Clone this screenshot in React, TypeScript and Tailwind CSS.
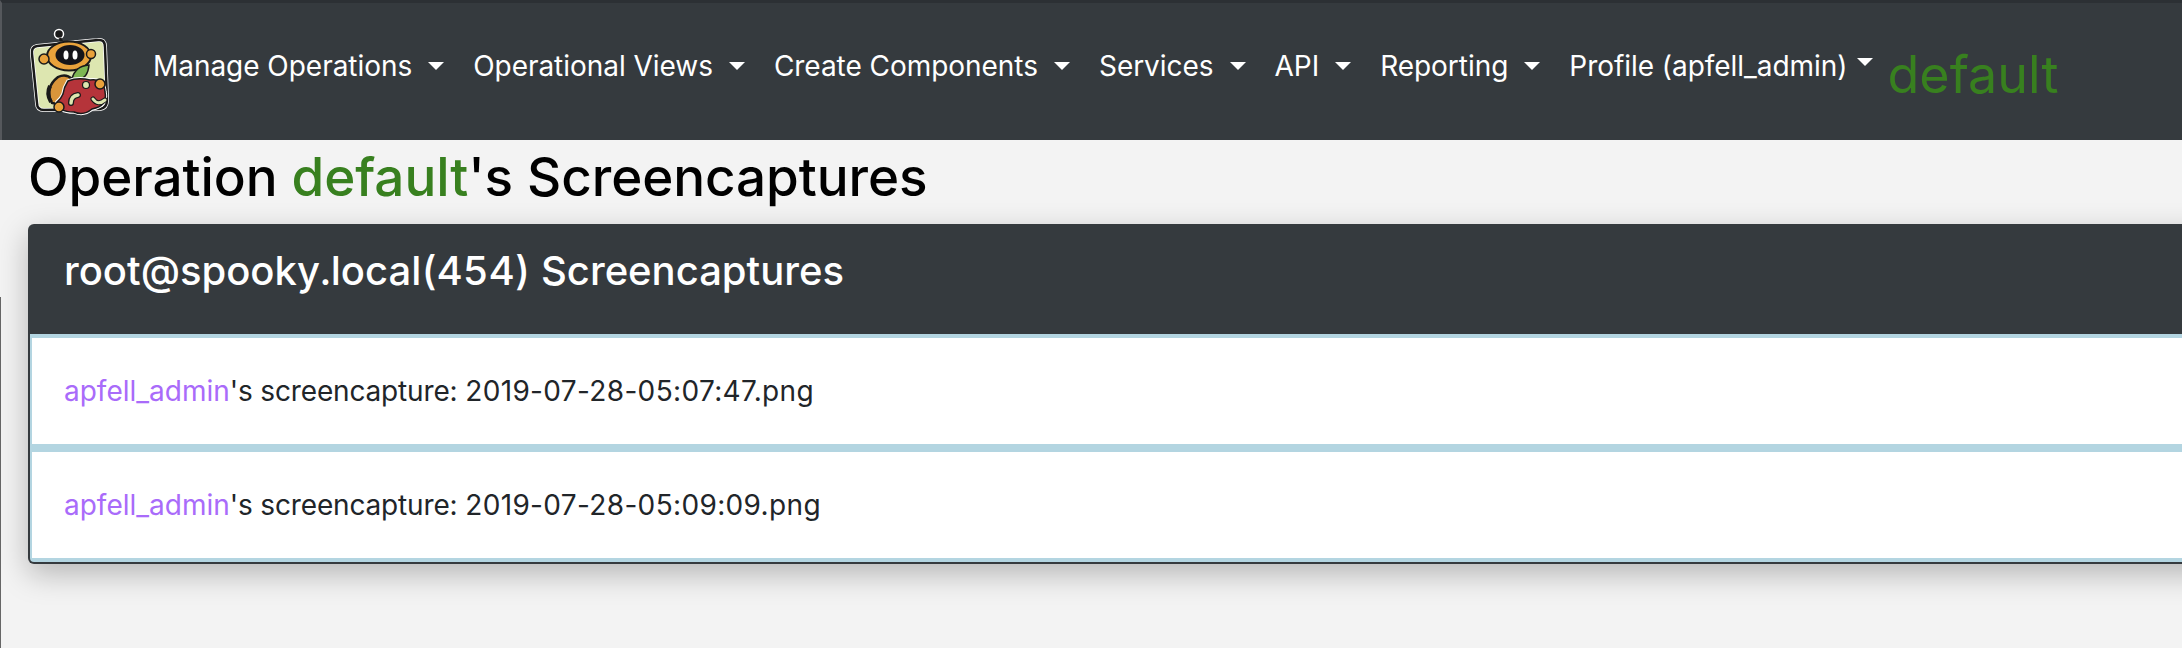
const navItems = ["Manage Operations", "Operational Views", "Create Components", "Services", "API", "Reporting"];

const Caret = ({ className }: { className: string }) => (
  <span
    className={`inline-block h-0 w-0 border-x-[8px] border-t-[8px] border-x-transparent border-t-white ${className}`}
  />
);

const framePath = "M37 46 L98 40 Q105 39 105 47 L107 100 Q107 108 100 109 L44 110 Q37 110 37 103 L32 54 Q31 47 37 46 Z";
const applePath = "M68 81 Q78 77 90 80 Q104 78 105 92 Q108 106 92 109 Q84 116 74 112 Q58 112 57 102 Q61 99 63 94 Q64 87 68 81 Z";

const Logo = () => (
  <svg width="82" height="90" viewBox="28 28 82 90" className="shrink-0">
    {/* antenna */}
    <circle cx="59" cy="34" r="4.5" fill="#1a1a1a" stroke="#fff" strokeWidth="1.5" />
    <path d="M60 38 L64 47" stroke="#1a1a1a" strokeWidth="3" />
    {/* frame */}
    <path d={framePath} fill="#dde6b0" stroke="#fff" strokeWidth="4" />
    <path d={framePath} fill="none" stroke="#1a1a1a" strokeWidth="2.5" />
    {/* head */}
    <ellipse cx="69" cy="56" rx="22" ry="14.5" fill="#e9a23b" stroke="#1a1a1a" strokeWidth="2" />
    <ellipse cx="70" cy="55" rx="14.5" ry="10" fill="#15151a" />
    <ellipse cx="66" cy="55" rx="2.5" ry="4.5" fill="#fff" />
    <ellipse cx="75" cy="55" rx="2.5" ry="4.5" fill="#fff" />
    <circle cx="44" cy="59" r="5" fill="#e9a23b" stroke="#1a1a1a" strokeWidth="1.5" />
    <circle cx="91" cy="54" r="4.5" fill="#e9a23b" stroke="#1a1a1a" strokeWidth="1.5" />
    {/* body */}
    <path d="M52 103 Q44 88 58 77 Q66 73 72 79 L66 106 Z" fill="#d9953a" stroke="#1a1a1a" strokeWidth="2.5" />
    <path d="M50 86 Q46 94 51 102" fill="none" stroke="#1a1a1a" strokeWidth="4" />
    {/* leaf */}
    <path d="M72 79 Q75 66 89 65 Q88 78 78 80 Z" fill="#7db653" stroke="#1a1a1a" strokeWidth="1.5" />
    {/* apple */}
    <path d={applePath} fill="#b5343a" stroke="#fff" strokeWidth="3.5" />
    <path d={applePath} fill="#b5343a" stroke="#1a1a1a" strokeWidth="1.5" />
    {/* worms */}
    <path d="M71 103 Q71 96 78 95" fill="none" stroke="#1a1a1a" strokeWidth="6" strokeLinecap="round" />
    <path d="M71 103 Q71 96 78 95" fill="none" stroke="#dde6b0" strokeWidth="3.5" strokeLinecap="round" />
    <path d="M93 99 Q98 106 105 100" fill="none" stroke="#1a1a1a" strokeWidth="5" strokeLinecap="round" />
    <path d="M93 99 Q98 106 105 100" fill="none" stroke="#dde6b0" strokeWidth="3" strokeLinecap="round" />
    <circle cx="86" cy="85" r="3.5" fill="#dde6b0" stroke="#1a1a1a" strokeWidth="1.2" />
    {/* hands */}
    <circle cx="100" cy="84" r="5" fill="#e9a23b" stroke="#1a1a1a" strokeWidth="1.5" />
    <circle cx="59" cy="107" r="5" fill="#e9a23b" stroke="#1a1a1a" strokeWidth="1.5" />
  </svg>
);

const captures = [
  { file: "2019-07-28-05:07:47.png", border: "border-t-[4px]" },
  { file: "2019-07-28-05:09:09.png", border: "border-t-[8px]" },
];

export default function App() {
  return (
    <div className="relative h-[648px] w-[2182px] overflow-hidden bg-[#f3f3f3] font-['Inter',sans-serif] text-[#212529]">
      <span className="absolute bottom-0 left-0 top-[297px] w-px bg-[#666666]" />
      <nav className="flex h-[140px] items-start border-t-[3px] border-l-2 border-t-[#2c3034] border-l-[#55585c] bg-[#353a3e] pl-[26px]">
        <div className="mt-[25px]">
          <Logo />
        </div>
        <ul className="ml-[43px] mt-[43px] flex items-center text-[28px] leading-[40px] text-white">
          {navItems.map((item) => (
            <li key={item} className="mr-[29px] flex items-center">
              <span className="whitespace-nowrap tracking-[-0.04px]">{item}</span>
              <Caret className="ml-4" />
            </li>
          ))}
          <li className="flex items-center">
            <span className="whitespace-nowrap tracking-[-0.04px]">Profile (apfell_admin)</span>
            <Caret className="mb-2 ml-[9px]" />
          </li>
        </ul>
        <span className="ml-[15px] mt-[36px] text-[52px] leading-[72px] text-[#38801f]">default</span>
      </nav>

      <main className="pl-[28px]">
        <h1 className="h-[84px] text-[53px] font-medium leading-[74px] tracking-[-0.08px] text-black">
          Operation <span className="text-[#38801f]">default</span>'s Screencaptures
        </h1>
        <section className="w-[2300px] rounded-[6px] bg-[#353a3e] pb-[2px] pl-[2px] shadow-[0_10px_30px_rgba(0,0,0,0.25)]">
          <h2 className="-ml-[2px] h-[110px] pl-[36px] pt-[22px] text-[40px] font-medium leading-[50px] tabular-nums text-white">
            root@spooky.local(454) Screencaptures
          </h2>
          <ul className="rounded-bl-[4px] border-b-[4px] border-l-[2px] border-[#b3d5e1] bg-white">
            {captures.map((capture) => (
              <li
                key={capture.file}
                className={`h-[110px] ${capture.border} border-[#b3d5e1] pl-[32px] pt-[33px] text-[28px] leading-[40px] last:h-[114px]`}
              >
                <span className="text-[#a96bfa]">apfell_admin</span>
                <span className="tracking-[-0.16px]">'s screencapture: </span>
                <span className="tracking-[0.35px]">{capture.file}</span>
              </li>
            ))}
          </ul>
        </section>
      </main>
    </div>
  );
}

......

## THE REQUEST
Repeat, exactly and in full, each line from the start of the data to the line that contains "Q104 78 105". Pictures do not go in.

## TASK RESULT
Clone this screenshot in React, TypeScript and Tailwind CSS.
const navItems = ["Manage Operations", "Operational Views", "Create Components", "Services", "API", "Reporting"];

const Caret = ({ className }: { className: string }) => (
  <span
    className={`inline-block h-0 w-0 border-x-[8px] border-t-[8px] border-x-transparent border-t-white ${className}`}
  />
);

const framePath = "M37 46 L98 40 Q105 39 105 47 L107 100 Q107 108 100 109 L44 110 Q37 110 37 103 L32 54 Q31 47 37 46 Z";
const applePath = "M68 81 Q78 77 90 80 Q104 78 105 92 Q108 106 92 109 Q84 116 74 112 Q58 112 57 102 Q61 99 63 94 Q64 87 68 81 Z";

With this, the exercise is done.